Impact resistance and damage mechanisms of CFRP with elastomeric interlayers under low-velocity impacts

With the development of composites, the use of elastomers can enhance the impact resistance of lightweight structures. Composites with elastomers have demonstrated significant potential for industrial applications. However, the underlying mechanisms that cause changes in the impact behavior of these composites require further investigation. This paper combines experimental and numerical methods to study the impact resistance and damage mechanisms of CFRP laminates with elastomeric interlayers. First, this study reports the experimental results of low-velocity impact tests conducted on CFRP, as well as CFRP integrated with two and four elastomeric interlayers, subjected to varying impact energy levels.

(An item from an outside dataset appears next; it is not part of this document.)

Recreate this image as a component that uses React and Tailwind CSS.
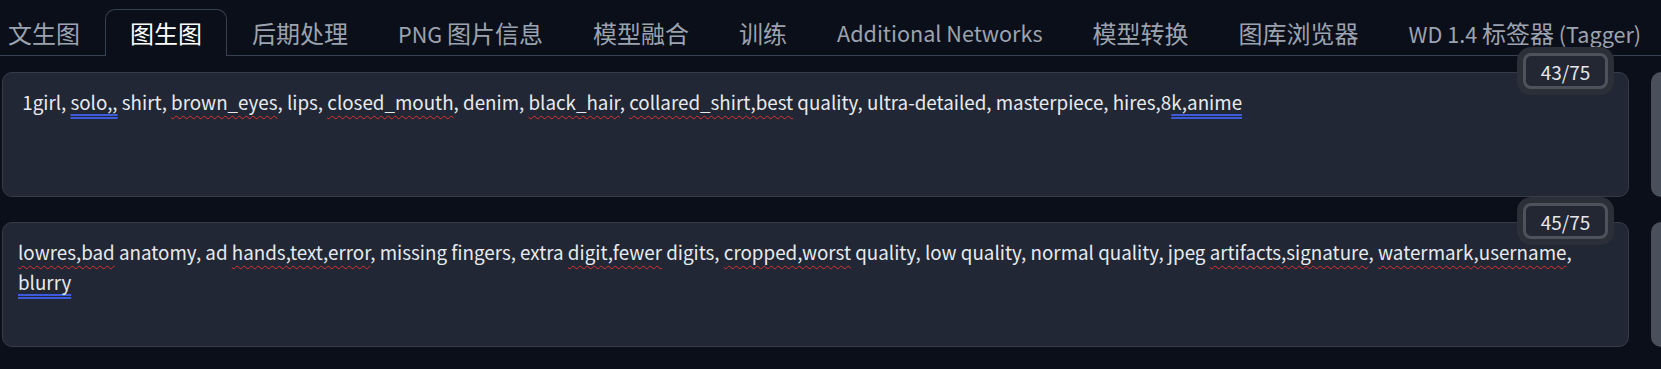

Then, numerical models for laminates with and without elastomers are established to reveal the underlying mechanisms behind the changes in impact behaviors, from the view of damage, stress distribution, and energy distribution during the impact. Finally, the effects of external impact conditions and internal material parameters on the impact behavior of CFRP with elastomeric interlayers are investigated. The main contributions of this paper include revealing the underlying mechanisms through which the elastomeric interlayers influence the impact resistance of the laminates and investigating the effects of external factors and internal factors on the impact responses of CFRP with elastomers. Highlights: Composites with elastomers are forward-looking for impact applications. Impact response is investigated experimentally and numerically. Mechanisms of elastomer improvements in impact resistance are revealed. Effects of external and internal parameters on impact behavior are analyzed.